-- START --

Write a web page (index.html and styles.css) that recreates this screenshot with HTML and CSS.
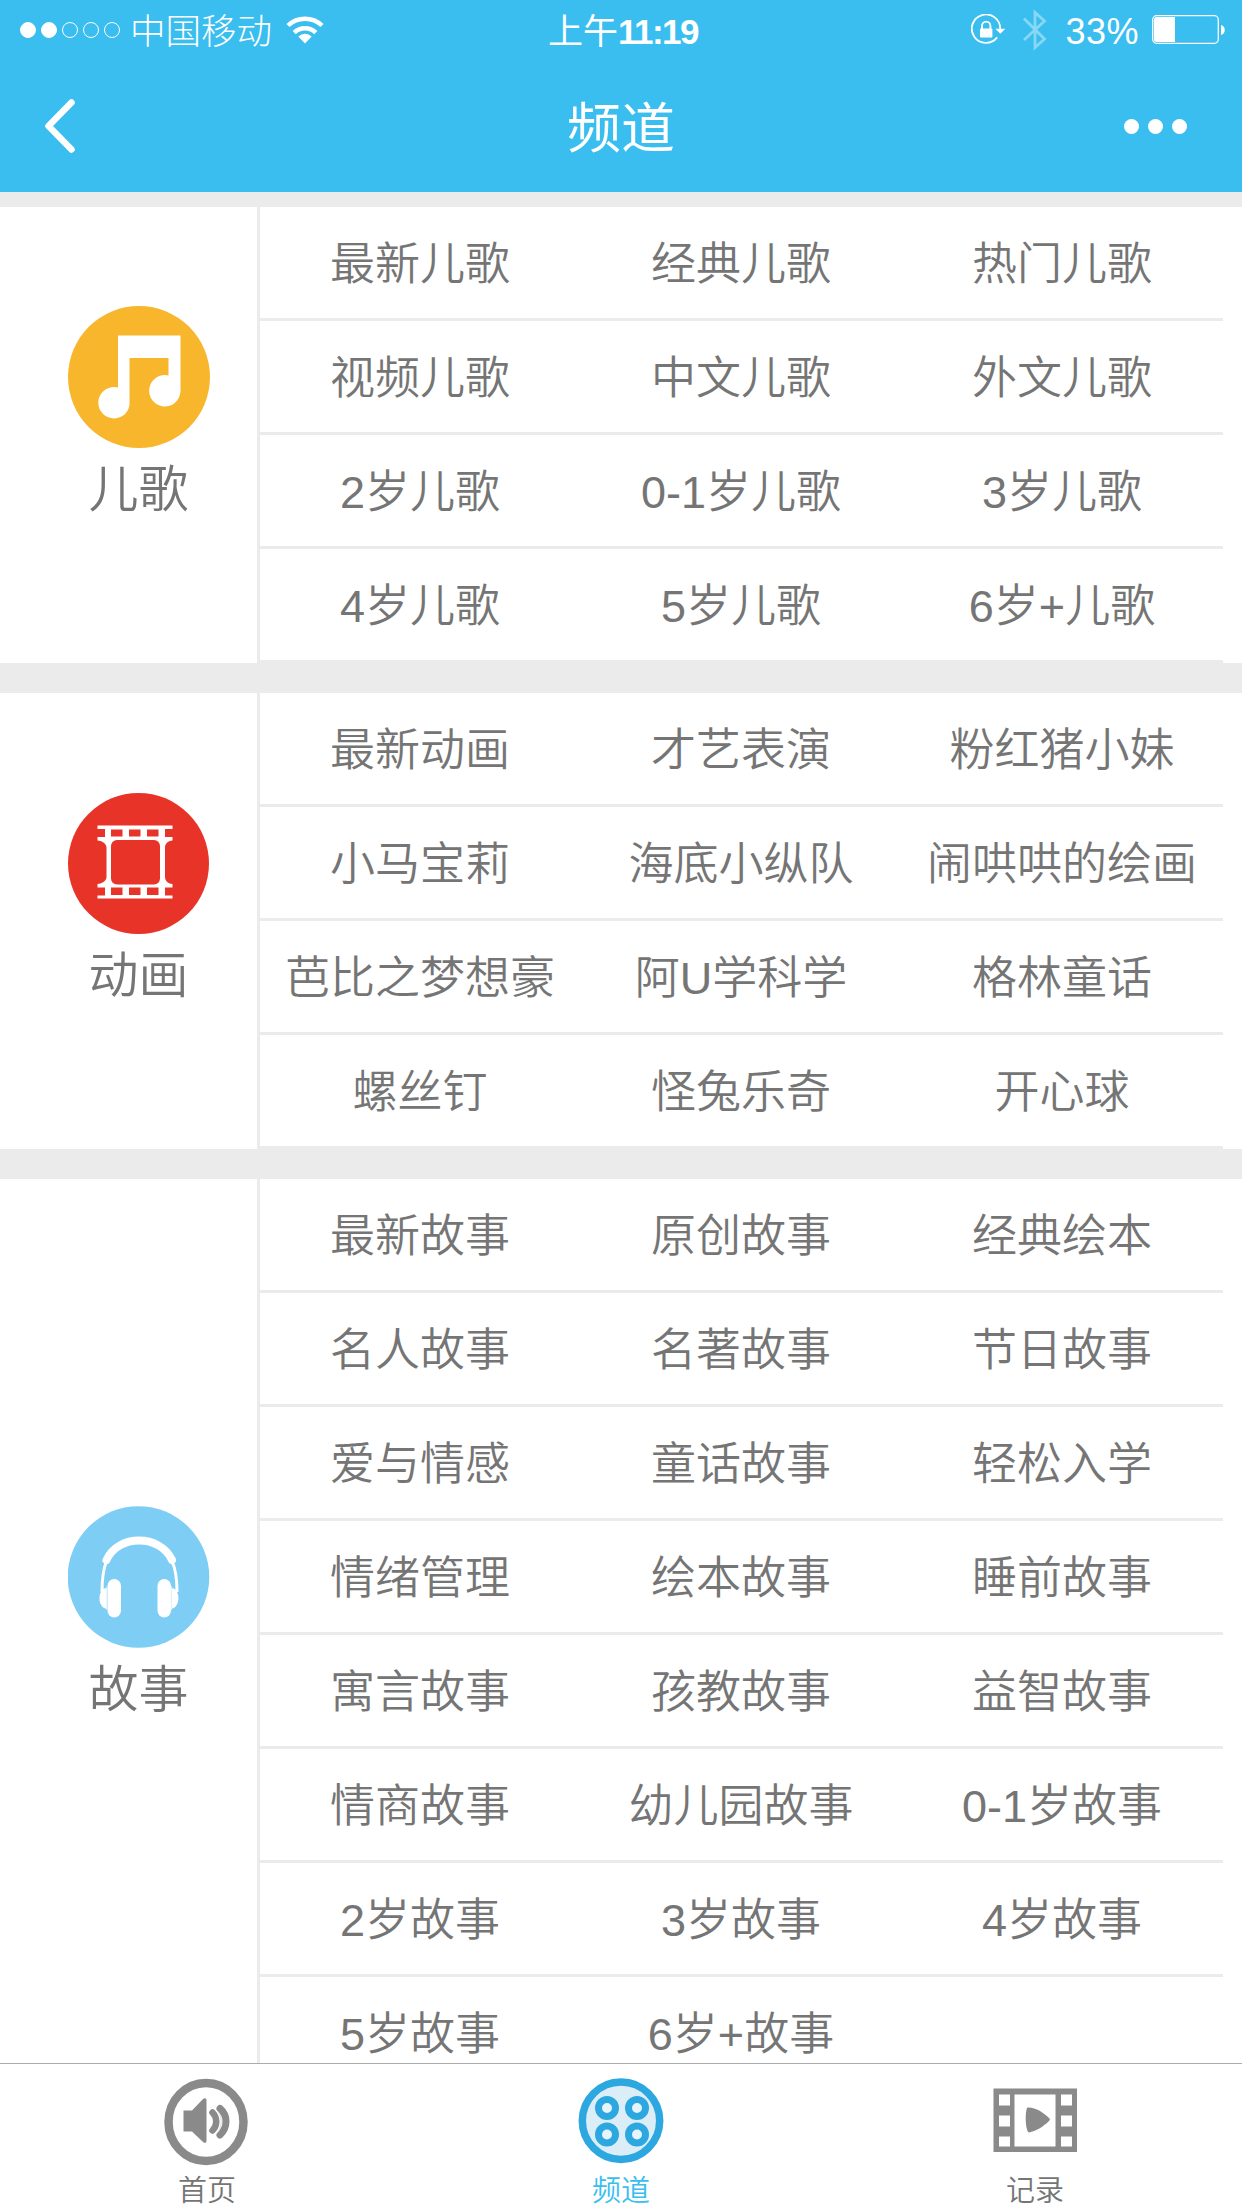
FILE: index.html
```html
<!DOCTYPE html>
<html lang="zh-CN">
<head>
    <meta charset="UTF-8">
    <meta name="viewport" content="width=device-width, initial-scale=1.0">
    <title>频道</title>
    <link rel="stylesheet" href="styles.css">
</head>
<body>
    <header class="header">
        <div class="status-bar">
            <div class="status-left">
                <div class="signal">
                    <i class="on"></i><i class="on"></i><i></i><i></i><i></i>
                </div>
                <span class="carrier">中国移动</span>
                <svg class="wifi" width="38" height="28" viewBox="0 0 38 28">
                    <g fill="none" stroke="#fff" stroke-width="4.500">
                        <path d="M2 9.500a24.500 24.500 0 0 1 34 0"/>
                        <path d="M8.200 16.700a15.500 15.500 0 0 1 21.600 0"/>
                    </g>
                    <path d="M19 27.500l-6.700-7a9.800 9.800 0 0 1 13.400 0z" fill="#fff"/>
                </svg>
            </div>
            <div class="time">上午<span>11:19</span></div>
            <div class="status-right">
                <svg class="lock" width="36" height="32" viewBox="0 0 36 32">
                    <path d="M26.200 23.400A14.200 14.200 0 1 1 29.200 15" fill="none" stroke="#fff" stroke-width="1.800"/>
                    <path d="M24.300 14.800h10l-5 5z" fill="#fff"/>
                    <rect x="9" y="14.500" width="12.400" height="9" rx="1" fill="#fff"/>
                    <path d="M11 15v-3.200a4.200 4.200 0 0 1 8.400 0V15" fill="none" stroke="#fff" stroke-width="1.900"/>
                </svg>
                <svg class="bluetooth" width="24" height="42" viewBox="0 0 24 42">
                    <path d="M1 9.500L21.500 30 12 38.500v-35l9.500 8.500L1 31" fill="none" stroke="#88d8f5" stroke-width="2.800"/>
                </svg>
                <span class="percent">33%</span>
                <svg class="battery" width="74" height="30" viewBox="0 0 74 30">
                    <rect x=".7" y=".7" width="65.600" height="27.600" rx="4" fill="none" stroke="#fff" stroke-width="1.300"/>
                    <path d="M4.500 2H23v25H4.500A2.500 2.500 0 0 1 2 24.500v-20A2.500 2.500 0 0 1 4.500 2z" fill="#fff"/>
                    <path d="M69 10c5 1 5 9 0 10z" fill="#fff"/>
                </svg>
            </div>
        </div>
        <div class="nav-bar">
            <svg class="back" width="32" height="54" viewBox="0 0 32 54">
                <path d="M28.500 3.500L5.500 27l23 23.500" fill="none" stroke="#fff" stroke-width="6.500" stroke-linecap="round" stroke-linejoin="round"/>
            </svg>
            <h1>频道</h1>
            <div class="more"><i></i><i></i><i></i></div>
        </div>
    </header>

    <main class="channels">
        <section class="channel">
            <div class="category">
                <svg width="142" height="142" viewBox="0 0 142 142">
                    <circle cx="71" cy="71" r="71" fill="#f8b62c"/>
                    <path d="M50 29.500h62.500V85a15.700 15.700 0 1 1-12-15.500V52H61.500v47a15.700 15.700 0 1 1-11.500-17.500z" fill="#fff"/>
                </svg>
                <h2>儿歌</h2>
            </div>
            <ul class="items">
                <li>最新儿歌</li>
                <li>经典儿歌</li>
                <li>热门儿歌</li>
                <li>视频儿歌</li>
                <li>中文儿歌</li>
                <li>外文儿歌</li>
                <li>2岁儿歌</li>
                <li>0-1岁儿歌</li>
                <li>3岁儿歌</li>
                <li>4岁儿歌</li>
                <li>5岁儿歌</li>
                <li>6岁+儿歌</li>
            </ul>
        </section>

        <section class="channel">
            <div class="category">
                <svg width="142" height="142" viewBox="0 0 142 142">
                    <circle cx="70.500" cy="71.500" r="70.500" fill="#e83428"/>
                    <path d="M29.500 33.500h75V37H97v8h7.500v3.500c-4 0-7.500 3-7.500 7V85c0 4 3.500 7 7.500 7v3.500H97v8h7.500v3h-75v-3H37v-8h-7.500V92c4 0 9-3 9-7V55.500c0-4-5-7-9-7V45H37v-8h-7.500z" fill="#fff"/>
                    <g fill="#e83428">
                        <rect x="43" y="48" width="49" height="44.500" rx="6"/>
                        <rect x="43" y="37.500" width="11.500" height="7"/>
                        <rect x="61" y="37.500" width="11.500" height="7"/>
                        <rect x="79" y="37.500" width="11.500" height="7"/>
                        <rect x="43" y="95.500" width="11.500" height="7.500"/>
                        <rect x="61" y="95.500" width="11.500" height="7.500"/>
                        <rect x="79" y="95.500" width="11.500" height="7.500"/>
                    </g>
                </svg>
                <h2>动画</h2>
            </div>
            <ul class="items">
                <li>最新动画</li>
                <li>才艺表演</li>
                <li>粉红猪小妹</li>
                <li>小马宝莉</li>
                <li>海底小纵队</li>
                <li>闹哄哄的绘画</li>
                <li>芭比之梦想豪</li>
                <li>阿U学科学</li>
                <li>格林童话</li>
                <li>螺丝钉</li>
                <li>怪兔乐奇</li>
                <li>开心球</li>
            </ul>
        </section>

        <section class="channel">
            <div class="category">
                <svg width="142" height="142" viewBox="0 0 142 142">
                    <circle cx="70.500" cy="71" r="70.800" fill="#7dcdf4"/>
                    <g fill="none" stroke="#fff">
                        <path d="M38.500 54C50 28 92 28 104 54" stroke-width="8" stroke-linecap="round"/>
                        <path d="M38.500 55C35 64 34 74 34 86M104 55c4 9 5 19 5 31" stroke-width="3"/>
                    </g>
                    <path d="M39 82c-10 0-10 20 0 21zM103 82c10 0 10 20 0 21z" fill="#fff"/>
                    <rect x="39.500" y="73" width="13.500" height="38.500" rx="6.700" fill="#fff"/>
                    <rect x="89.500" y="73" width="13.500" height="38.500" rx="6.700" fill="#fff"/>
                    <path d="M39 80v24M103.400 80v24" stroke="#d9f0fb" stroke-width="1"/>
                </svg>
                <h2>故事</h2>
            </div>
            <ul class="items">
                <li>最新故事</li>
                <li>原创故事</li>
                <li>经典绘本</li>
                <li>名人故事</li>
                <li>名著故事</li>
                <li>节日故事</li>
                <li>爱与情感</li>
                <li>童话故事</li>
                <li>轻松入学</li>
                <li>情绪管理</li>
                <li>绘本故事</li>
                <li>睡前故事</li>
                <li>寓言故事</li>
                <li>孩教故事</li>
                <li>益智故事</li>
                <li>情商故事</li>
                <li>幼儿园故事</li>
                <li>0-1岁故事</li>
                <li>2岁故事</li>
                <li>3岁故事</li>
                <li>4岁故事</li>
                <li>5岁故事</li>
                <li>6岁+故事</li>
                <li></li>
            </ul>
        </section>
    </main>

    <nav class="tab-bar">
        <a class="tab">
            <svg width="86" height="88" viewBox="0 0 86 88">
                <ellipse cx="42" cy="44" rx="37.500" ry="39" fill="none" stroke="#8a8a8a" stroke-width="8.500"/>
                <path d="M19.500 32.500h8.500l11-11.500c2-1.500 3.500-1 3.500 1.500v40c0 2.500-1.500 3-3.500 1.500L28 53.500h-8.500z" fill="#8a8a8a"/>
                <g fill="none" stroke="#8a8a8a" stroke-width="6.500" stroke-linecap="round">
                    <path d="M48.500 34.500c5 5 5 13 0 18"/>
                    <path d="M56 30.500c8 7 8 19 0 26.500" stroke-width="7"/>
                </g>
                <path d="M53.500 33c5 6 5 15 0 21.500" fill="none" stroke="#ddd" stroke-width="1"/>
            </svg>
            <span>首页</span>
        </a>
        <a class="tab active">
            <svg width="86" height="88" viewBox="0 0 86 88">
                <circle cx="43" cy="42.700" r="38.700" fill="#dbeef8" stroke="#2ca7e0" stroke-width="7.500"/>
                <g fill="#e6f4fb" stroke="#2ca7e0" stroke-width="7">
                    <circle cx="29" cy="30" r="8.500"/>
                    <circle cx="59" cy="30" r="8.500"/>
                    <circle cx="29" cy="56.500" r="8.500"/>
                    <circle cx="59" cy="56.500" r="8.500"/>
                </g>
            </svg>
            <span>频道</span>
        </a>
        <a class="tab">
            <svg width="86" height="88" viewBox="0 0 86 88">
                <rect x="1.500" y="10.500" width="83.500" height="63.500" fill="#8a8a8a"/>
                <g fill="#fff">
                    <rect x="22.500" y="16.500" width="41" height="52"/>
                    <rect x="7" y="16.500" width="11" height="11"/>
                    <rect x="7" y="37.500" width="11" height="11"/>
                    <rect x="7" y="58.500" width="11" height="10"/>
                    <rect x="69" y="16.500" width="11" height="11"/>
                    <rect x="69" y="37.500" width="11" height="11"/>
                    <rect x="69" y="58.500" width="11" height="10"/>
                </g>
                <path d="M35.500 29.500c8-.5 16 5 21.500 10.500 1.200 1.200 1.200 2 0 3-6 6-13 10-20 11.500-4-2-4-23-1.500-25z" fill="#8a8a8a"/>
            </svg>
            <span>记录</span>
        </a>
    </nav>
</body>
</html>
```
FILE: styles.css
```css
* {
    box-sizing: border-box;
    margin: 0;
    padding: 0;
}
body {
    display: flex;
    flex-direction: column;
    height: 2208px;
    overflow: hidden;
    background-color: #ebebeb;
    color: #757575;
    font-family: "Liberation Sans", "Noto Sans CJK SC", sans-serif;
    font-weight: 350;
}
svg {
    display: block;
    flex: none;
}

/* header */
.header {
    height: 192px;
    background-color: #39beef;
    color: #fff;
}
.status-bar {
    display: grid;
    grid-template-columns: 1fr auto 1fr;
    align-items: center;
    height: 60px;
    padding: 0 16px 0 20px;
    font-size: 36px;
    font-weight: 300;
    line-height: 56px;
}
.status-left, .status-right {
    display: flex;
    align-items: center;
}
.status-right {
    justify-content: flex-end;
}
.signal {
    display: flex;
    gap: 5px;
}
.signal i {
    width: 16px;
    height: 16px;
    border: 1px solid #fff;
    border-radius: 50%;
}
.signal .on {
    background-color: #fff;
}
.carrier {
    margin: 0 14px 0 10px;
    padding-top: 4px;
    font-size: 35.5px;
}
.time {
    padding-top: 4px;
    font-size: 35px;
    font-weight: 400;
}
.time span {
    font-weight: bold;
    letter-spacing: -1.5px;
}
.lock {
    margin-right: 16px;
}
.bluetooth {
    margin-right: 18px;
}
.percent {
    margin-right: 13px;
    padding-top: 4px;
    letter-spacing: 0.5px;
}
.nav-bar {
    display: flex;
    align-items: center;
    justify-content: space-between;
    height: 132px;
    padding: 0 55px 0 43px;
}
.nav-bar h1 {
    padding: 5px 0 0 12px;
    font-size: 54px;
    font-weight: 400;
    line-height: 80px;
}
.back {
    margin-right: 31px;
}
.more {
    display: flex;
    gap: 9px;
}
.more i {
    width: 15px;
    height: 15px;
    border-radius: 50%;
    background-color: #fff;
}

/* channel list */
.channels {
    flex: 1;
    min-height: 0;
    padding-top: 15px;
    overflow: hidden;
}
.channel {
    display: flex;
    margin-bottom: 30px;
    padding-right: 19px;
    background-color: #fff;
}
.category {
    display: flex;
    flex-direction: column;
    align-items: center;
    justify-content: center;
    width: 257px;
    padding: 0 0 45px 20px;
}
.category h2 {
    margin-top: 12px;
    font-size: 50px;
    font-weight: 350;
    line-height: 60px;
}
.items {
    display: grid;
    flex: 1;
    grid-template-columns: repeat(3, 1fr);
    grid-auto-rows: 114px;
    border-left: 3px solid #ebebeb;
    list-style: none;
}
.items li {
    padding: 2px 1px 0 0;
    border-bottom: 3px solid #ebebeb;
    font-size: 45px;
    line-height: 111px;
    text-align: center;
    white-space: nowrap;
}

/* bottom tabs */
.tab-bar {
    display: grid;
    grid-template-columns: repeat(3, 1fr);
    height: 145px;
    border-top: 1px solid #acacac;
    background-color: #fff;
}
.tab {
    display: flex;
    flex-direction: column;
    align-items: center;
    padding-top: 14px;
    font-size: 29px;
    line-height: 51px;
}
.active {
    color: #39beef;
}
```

-- END --

### Exercise requirements
Search the data for "styles". Copy every matching line.

### Solution for this task
Write a web page (index.html and styles.css) that recreates this screenshot with HTML and CSS.
    <link rel="stylesheet" href="styles.css">
FILE: styles.css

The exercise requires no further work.